Despite written in black and white in a publication, the Council of Labor Affairs (CLA) denied that it promised a group of laid-off workers 16 years ago that it would ask their runaway employers to repay a loan given to the workers as retirement payouts, triggering criticism from the public.
In 1997, when several companies — including Lien-fu Textile Co (聯福紡織), Dong-ling Electronics Co (東菱電子) and Fu-chang Electronics Co (福昌電子) — closed their doors without prior notice and their bosses declared bankruptcy, the council assisted the newly jobless workers by giving them retirement payouts using government funds, and promised that it would ask their employers, not the workers themselves, to repay the debt.
However, in recent years, many of these workers have received requests from the CLA asking them to repay their loans, and those who were unable to pay have been sued by the council.
The workers, as well as labor rights groups, have petitioned and staged numerous protests, including paralyzing the rail service at Taipei Railway Station on Tuesday.
On Thursday, some Internet users found a book on the history of the labor movement published by the CLA in 2011, in which Hsu Chieh-kui (許介圭), who served as the head of the council in 1997, was quoted as saying that the council did not intend to ask the workers to repay their loans, but would ask their employers to pay back the full amount.
However, the council yesterday denied that the official publication represents the council’s official view.
“The writing of the book was commissioned to a group of researchers. What it represents are the views of the researchers, as well as reports by media outlets at the time,” a council statement said. “The content of the book represents neither the official view nor the basis on which the government handles the issue.”

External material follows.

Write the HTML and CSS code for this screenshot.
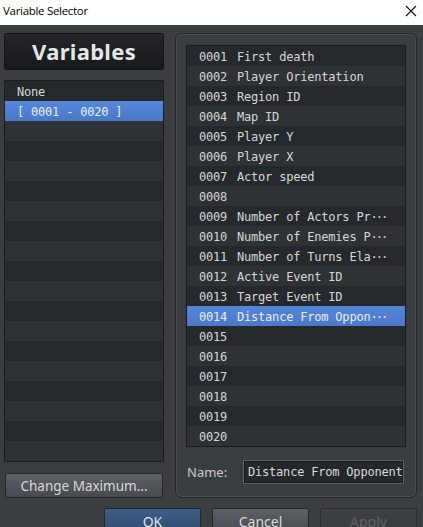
FILE: index.html
```html
<!DOCTYPE html>
<html lang="en">
	<head>
		<meta charset="UTF-8" />
		<title>Variable Selector</title>
		<link rel="stylesheet" href="styles.css">
	</head>
	<body>
		<div class="titlebar">
			<span class="title">Variable Selector</span>
			<svg class="close" width="12" height="12" viewBox="0 0 12 12">
				<path d="M1 1 L11 11 M11 1 L1 11" stroke="#111" stroke-width="1.1" fill="none" />
			</svg>
		</div>

		<div class="dialog">
			<div class="main">
				<!-- left column: groups -->
				<div class="left">
					<div class="header">Variables</div>
					<div class="list groups">
						<div class="row">None</div>
						<div class="row selected">[ 0001 - 0020 ]</div>
						<div class="row"></div><div class="row"></div><div class="row"></div>
						<div class="row"></div><div class="row"></div><div class="row"></div>
						<div class="row"></div><div class="row"></div><div class="row"></div>
						<div class="row"></div><div class="row"></div><div class="row"></div>
						<div class="row"></div><div class="row"></div><div class="row"></div>
						<div class="row"></div><div class="row"></div><div class="row"></div>
					</div>
					<button type="button" class="btn">Change Maximum...</button>
				</div>

				<!-- right column: variables -->
				<div class="panel">
					<div class="list vars">
						<div class="row"><span class="num">0001</span>First death</div>
						<div class="row"><span class="num">0002</span>Player Orientation</div>
						<div class="row"><span class="num">0003</span>Region ID</div>
						<div class="row"><span class="num">0004</span>Map ID</div>
						<div class="row"><span class="num">0005</span>Player Y</div>
						<div class="row"><span class="num">0006</span>Player X</div>
						<div class="row"><span class="num">0007</span>Actor speed</div>
						<div class="row"><span class="num">0008</span></div>
						<div class="row"><span class="num">0009</span>Number of Actors Pr<span class="dots">···</span></div>
						<div class="row"><span class="num">0010</span>Number of Enemies P<span class="dots">···</span></div>
						<div class="row"><span class="num">0011</span>Number of Turns Ela<span class="dots">···</span></div>
						<div class="row"><span class="num">0012</span>Active Event ID</div>
						<div class="row"><span class="num">0013</span>Target Event ID</div>
						<div class="row selected"><span class="num">0014</span>Distance From Oppon<span class="dots">···</span></div>
						<div class="row"><span class="num">0015</span></div>
						<div class="row"><span class="num">0016</span></div>
						<div class="row"><span class="num">0017</span></div>
						<div class="row"><span class="num">0018</span></div>
						<div class="row"><span class="num">0019</span></div>
						<div class="row"><span class="num">0020</span></div>
					</div>
					<div class="name-row">
						<label class="name-label">Name:</label>
						<div class="name-input">Distance From Opponent</div>
					</div>
				</div>
			</div>

			<div class="footer">
				<button type="button" class="btn ok">OK</button>
				<button type="button" class="btn">Cancel</button>
				<button type="button" class="btn disabled">Apply</button>
			</div>
		</div>
	</body>
</html>
```

FILE: styles.css
```css
html, body {
	margin: 0;
	height: 100%;
	overflow: hidden;
}

body {
	background-color: #3b3e41;
	font-family: "Noto Sans", "Open Sans", sans-serif;
}

.titlebar {
	height: 25px;
	background-color: #ffffff;
	display: flex;
	align-items: center;
	justify-content: space-between;
	padding: 0 6px 0 3px;
	box-sizing: border-box;
}

.title {
	font-family: "Open Sans", sans-serif;
	font-size: 11.5px;
	color: #000000;
	letter-spacing: -0.3px;
	margin-top: -4px;
}

.close {
	margin-top: -3px;
}

.dialog {
	padding: 8px 6px 0 4px;
}

.main {
	display: grid;
	grid-template-columns: 160px 242px;
	gap: 11px;
}

.left {
	display: flex;
	flex-direction: column;
}

.header {
	height: 37px;
	box-sizing: border-box;
	border: 1px solid #141517;
	border-radius: 2px;
	background: linear-gradient(#232528, #17191b);
	color: #e6e6e6;
	font-weight: bold;
	font-size: 22px;
	text-align: center;
	line-height: 34px;
	letter-spacing: 0.3px;
}

.list {
	font-family: "DejaVu Sans Mono", monospace;
	font-size: 12px;
	letter-spacing: -0.2px;
	color: #d6d6d6;
	background-color: #26292c;
	border: 1px solid #1a1c1e;
	overflow: hidden;
}

.row {
	height: 20px;
	line-height: 22px;
	white-space: nowrap;
}

.dots {
	letter-spacing: -2px;
}

.list .row:nth-child(even) {
	background-color: #2f3235;
}

.list .row.selected {
	background: linear-gradient(#5587d8, #4a78c8);
	color: #e8eef8;
}

.groups {
	margin-top: 10px;
	height: 382px;
	box-sizing: border-box;
}

.groups .row {
	padding-left: 12px;
}

.groups .row:nth-child(even) {
	background-color: #26292c;
}

.groups .row:nth-child(odd) {
	background-color: #2f3235;
}

.groups .row:first-child {
	background-color: #26292c;
}

.btn {
	border: 1px solid #24262a;
	border-radius: 2px;
	background: linear-gradient(#5d6064, #474a4e);
	color: #d8d8d8;
	font-family: "Noto Sans", sans-serif;
	font-size: 13.5px;
	height: 25px;
	padding: 0;
	cursor: pointer;
}

.left .btn {
	margin-top: 11px;
	margin-left: 1px;
	width: 158px;
}

.panel {
	height: 465px;
	box-sizing: border-box;
	border: 1px solid #232527;
	box-shadow: inset 0 0 0 1px #4b4e52;
	border-radius: 7px;
	background-color: #3a3d40;
	padding: 11px 10px 0 10px;
}

.vars {
	height: 402px;
	box-sizing: border-box;
}

.vars .row {
	padding-left: 12px;
}

.num {
	display: inline-block;
	width: 38px;
}

.name-row {
	display: flex;
	align-items: center;
	margin-top: 13px;
}

.name-label {
	color: #c8c8c8;
	font-size: 13px;
	width: 56px;
	padding-left: 1px;
}

.name-input {
	width: 161px;
	height: 24px;
	box-sizing: border-box;
	border: 1px solid #5c5f63;
	background-color: #25282b;
	box-shadow: inset 0 0 0 1px #17191b;
	font-family: "DejaVu Sans Mono", monospace;
	font-size: 12px;
	letter-spacing: -0.2px;
	color: #d8d8d8;
	line-height: 22px;
	padding-left: 4px;
	white-space: nowrap;
	overflow: hidden;
}

.footer {
	display: flex;
	gap: 11px;
	padding-left: 100px;
	margin-top: 10px;
}

.footer .btn {
	width: 97px;
	height: 26px;
	font-size: 14px;
}

.footer .ok {
	background: linear-gradient(#3f5e86, #2f4a6e);
	color: #dde4ee;
}

.footer .disabled {
	background: linear-gradient(#3e4144, #383b3e);
	color: #5e6165;
	border-color: #2a2c2f;
}
```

The CLA’s response triggered criticism from Internet users.
“If an official publication does not represent the official view, then what is it good for?” a Facebook user called Tsung-ying (蹤影) said.
“Bu it’s written in black on white!” said another Facebook user, Nicole Lin (林凱雯).
In addition to the book, CLA officials were at the time quoted by several newspapers, including the Chinese-language United Evening News and Economic Daily News, as saying that the money given to the workers was to be repaid by their employers, not the workers themselves.
CLA Minister Pan Shih-wei (潘世偉) did not respond to the Taipei Times’ request for comment.